Weirdly, Raiden's wife and son are mentioned very, very briefly but serve no role in the story. I expected Rose to call him during his rampage in the game's third chapter, but she is never heard from. They're both fine, living in New Zealand, and that's all we get. With them being so absent, it feels like the resolution of Raiden's arc in MGS4 never really happened. Solid Snake is also absent, and possibly dead, given that the only Codecs about him refer to him in the past tense. As much as I love Snake, this is the perfect way to handle him, since having him be more present in the story, alive or dead, would have distracted from its point.
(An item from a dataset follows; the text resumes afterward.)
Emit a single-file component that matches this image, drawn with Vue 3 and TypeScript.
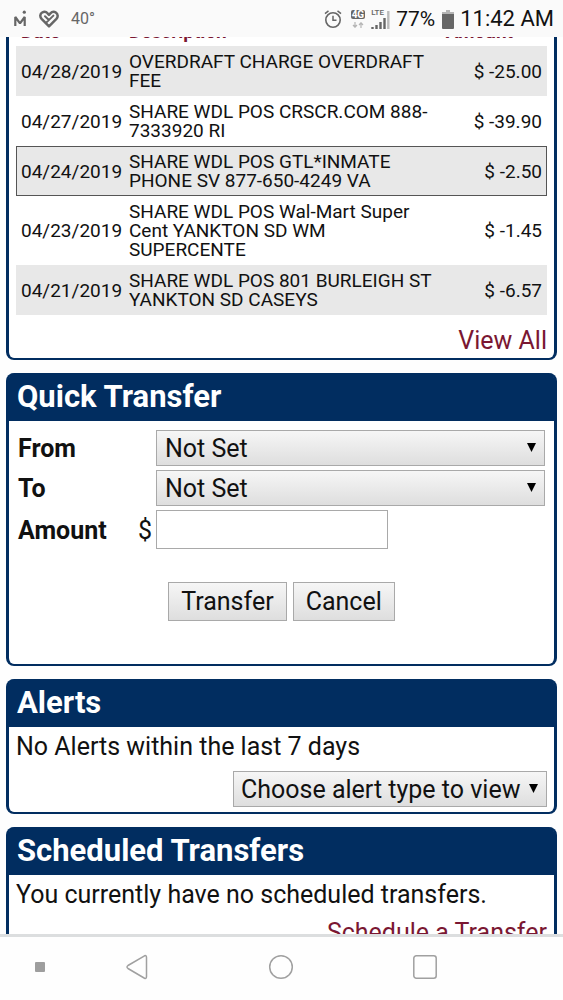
<script setup lang="ts">
import { ref } from 'vue'

interface Transaction {
  date: string
  description: string
  amount: string
  selected?: boolean
}

const transactions: Transaction[] = [
  { date: '04/28/2019', description: 'OVERDRAFT CHARGE OVERDRAFT FEE', amount: '$ -25.00' },
  { date: '04/27/2019', description: 'SHARE WDL POS CRSCR.COM 888-7333920 RI', amount: '$ -39.90' },
  { date: '04/24/2019', description: 'SHARE WDL POS GTL*INMATE PHONE SV 877-650-4249 VA', amount: '$ -2.50', selected: true },
  { date: '04/23/2019', description: 'SHARE WDL POS Wal-Mart Super Cent YANKTON SD WM SUPERCENTE', amount: '$ -1.45' },
  { date: '04/21/2019', description: 'SHARE WDL POS 801 BURLEIGH ST YANKTON SD CASEYS', amount: '$ -6.57' },
]

const from = ref('')
const to = ref('')
const amount = ref('')
const alertType = ref('')

function reset() {
  from.value = ''
  to.value = ''
  amount.value = ''
}
</script>

<template>
  <div class="screen">
    <header class="status">
      <div class="status-left">
        <svg width="13" height="18" viewBox="0 0 13 18" aria-hidden="true">
          <path d="M1.300 16V7L6 13.300 10.700 7V16" fill="none" stroke="#666" stroke-width="2.200" stroke-linejoin="bevel" />
          <circle cx="10.300" cy="2.200" r="1.600" fill="#666" />
        </svg>
        <svg width="20" height="18" viewBox="0 0 20 18" aria-hidden="true">
          <path d="M10 16.300 2.600 8.900C.6 6.700 1 3.800 3.200 2.500c2-1.200 4.200-.6 5.400.8L10 4.800l1.400-1.500c1.400-1.500 3.700-2 5.500-.7 2.100 1.400 2.400 4.300.5 6.300Z" fill="none" stroke="#666" stroke-width="2.500" stroke-linejoin="round" />
          <path d="M6 6.200 9.600 9.800M14.400 5.600 7.500 12.400" fill="none" stroke="#666" stroke-width="2" stroke-linecap="round" />
        </svg>
        <span class="temp">40°</span>
      </div>
      <div class="status-right">
        <svg width="18" height="20" viewBox="0 0 18 20" aria-hidden="true">
          <circle cx="9" cy="11" r="7.200" fill="none" stroke="#666" stroke-width="1.600" />
          <path d="M9 6.800V11.300h3.500M1 4.600 4.500 1.800M17 4.600l-3.500-2.800" fill="none" stroke="#666" stroke-width="1.500" />
        </svg>
        <div class="network">
          <span class="badge">4G</span>
          <svg width="12" height="6" viewBox="0 0 12 6" aria-hidden="true">
            <path d="M3 0v5M1 3l2 2.200L5 3M9 6V1M7 3l2-2.200L11 3" fill="none" stroke="#b5b5b5" stroke-width="1.200" />
          </svg>
        </div>
        <div class="signal">
          <span class="lte">LTE</span>
          <svg width="19" height="19" viewBox="0 0 19 19" aria-hidden="true">
            <path d="M1.500 19v-2M5.500 19v-4M9.500 19v-7M13.500 19V8" stroke="#666" stroke-width="2.400" />
            <path d="M17.300 19V1" stroke="#bbb" stroke-width="2.400" />
          </svg>
        </div>
        <span class="battery-level">77%</span>
        <svg class="battery" width="12" height="19" viewBox="0 0 12 19" aria-hidden="true">
          <path d="M4 0h4v2h4v3H0V2h4Z" fill="#b5b5b5" />
          <path d="M0 4h12v14a1 1 0 0 1-1 1H1a1 1 0 0 1-1-1Z" fill="#666" />
        </svg>
        <span class="clock">11:42 AM</span>
      </div>
    </header>

    <main class="page">
      <section class="card history">
        <table>
          <colgroup>
            <col class="col-date" />
            <col />
            <col class="col-amount" />
          </colgroup>
          <thead>
            <tr>
              <th scope="col">Date</th>
              <th scope="col">Description</th>
              <th scope="col" class="amount">Amount</th>
            </tr>
          </thead>
          <tbody>
            <tr v-for="t in transactions" :key="t.date" :class="{ selected: t.selected }">
              <td>{{ t.date }}</td>
              <td>{{ t.description }}</td>
              <td class="amount">{{ t.amount }}</td>
            </tr>
          </tbody>
        </table>
        <div class="more"><a href="#history">View All</a></div>
      </section>

      <section class="card">
        <h2>Quick Transfer</h2>
        <form @submit.prevent>
          <div class="fields">
            <label for="from">From</label>
            <div class="select">
              <select id="from" v-model="from"><option value="">Not Set</option></select>
            </div>
            <label for="to">To</label>
            <div class="select">
              <select id="to" v-model="to"><option value="">Not Set</option></select>
            </div>
            <label class="amount-label" for="amount">Amount <span class="currency">$</span></label>
            <input id="amount" v-model="amount" type="text" inputmode="decimal" />
          </div>
          <div class="actions">
            <button type="submit">Transfer</button>
            <button type="button" @click="reset">Cancel</button>
          </div>
        </form>
      </section>

      <section class="card">
        <h2>Alerts</h2>
        <p>No Alerts within the last 7 days</p>
        <div class="alert-filter">
          <div class="select compact">
            <select v-model="alertType" aria-label="Alert type">
              <option value="">Choose alert type to view</option>
            </select>
          </div>
        </div>
      </section>

      <section class="card">
        <h2>Scheduled Transfers</h2>
        <p>You currently have no scheduled transfers.</p>
        <div class="more"><a href="#schedule">Schedule a Transfer</a></div>
      </section>
    </main>

    <nav class="navbar" aria-label="System">
      <button type="button" class="nav-dot" aria-label="Hide bar">
        <svg width="10" height="10" viewBox="0 0 10 10"><rect width="10" height="10" rx="1" fill="#9e9e9e" /></svg>
      </button>
      <button type="button" aria-label="Back">
        <svg width="24" height="26" viewBox="0 0 24 26"><path d="M19.500 1.800 3 11.500q-2 1.500 0 3l16.500 9.700q2 .8 2-1.700v-19q0-2.500-2-1.700Z" fill="none" stroke="#a0a0a0" stroke-width="1.500" /></svg>
      </button>
      <button type="button" aria-label="Home">
        <svg width="26" height="26" viewBox="0 0 26 26"><circle cx="13" cy="13" r="11.300" fill="none" stroke="#a0a0a0" stroke-width="1.500" /></svg>
      </button>
      <button type="button" aria-label="Recent apps">
        <svg width="26" height="26" viewBox="0 0 26 26"><rect x="1.800" y="1.800" width="22.400" height="22.400" rx="2.500" fill="none" stroke="#a0a0a0" stroke-width="1.500" /></svg>
      </button>
    </nav>
  </div>
</template>

<style>
body {
  margin: 0;
}
</style>

<style scoped>
.screen {
  display: flex;
  flex-direction: column;
  height: 100vh;
  overflow: hidden;
  background: #fefefe;
  color: #111;
  font-family: Roboto, "Liberation Sans", sans-serif;
  font-size: 25px;
  line-height: 28px;
}

.status {
  flex: none;
  display: flex;
  justify-content: space-between;
  align-items: center;
  height: 37px;
  padding: 1px 9px 0 14px;
  box-sizing: border-box;
  background: #fafafa;
}

.status-left,
.status-right {
  display: flex;
  align-items: center;
}

.status-left {
  gap: 12px;
}

.temp {
  color: #666;
  font-size: 16px;
}

.network {
  display: flex;
  flex-direction: column;
  align-items: center;
  gap: 3px;
  margin: 0 6px 0 9px;
}

.badge {
  padding: 0 1px;
  border-radius: 2px;
  background: #666;
  color: #fff;
  font-size: 10px;
  font-weight: 700;
  line-height: 9px;
}

.signal {
  position: relative;
  display: flex;
}

.lte {
  position: absolute;
  top: -2px;
  left: 0;
  color: #666;
  font-size: 8px;
  font-weight: 500;
  line-height: 10px;
}

.battery-level {
  margin: 0 7px 0 6px;
  font-size: 21px;
}

.battery {
  margin-right: 6px;
}

.clock {
  font-size: 22px;
}

.page {
  flex: 1;
  min-height: 0;
  overflow: hidden;
}

.card {
  margin: 0 6px 13px;
  border: solid #012d60;
  border-width: 0 3px 2px;
  border-radius: 8px;
  background: #fff;
}

/* The page is scrolled past the table's heading row. */
.history {
  margin-top: -22px;
}

h2 {
  margin: 0;
  padding: 0 8px;
  border-radius: 5px 5px 0 0;
  background: #012d60;
  color: #fff;
  font-size: 31px;
  line-height: 48px;
}

p {
  margin: 0;
  padding: 6px 7px 10px;
}

a {
  color: #7a1732;
  text-decoration: none;
}

.more {
  padding: 12px 7px 3px;
  text-align: right;
}

p + .more {
  padding-top: 0;
}

table {
  width: calc(100% - 14px);
  margin: 0 7px;
  border-collapse: collapse;
  table-layout: fixed;
  font-size: 19px;
  line-height: 19px;
}

.col-date {
  width: 108px;
}

.col-amount {
  width: 104px;
}

td {
  padding: 6px 5px;
}

th {
  padding: 7px 5px 5px;
  color: #7a1732;
  text-align: left;
}

th.amount,
td.amount {
  text-align: right;
}

th.amount {
  padding-right: 34px;
  padding-left: 0;
}

tbody tr:nth-child(odd) {
  background: #e8e8e8;
}

.selected {
  outline: 1px solid #555;
  outline-offset: -1px;
}

.fields {
  display: grid;
  grid-template-columns: 138px 1fr;
  align-items: center;
  gap: 4px 0;
  padding: 9px 9px 0;
}

label {
  padding-top: 2px;
  font-weight: 700;
}

.amount-label {
  display: flex;
  justify-content: space-between;
}

.currency {
  padding-right: 4px;
  font-weight: 400;
}

select,
input,
button {
  box-sizing: border-box;
  margin: 0;
  border: 1px solid #a9a9a9;
  border-radius: 0;
  color: inherit;
  font: inherit;
}

select,
.actions button {
  background: linear-gradient(#f6f6f6, #dedede);
}

.select {
  position: relative;
}

.select::after {
  position: absolute;
  top: 13px;
  right: 9px;
  width: 9px;
  height: 9px;
  background: #000;
  clip-path: polygon(0 0, 100% 0, 50% 100%);
  content: "";
  pointer-events: none;
}

select {
  display: block;
  width: 100%;
  height: 36px;
  padding: 1px 28px 0 8px;
  appearance: none;
}

.compact select {
  padding: 1px 25px 0 7px;
}

input {
  width: 232px;
  height: 39px;
  padding: 0 8px;
  background: #fff;
}

.actions {
  display: flex;
  justify-content: center;
  gap: 6px;
  padding: 33px 0 43px;
}

.actions button {
  height: 39px;
  padding: 1px 12px 0;
}

.alert-filter {
  display: flex;
  justify-content: flex-end;
  padding: 0 7px 5px;
}

.navbar {
  flex: none;
  display: grid;
  grid-template-columns: 65px 144px 144px 144px;
  align-items: center;
  height: 66px;
  padding-bottom: 3px;
  box-sizing: border-box;
  border-top: 3px solid #dcdedf;
  background: #fefefe;
}

.navbar button {
  display: flex;
  justify-content: center;
  padding: 0;
  border: 0;
  background: none;
}

.navbar .nav-dot {
  padding-left: 14px;
}
</style>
On a final note, I want to point out my two favorite visual gags in the game: First, while Raiden is remotely controlling a tiny Dwarf Gekko robot, he attempts to plug a cable in by USB and screws up, putting it in upside down. I know it's a joke that's been make a million times, but the execution here is subtle and perfect. Second, when Sunny meet the Blade Wolf, she offers to shake hands as one would a real dog. He obliges. Raiden then tries to do the same, getting as scornful a look as a robot dog can give before turning away. Raiden briefly flashes into Ripper Mode over the rage of being rejected by his dog buddy. This game is absolutely full of little moments like this that give its cutscenes a ton of life, and there's really no major company today that does this as well as Platinum.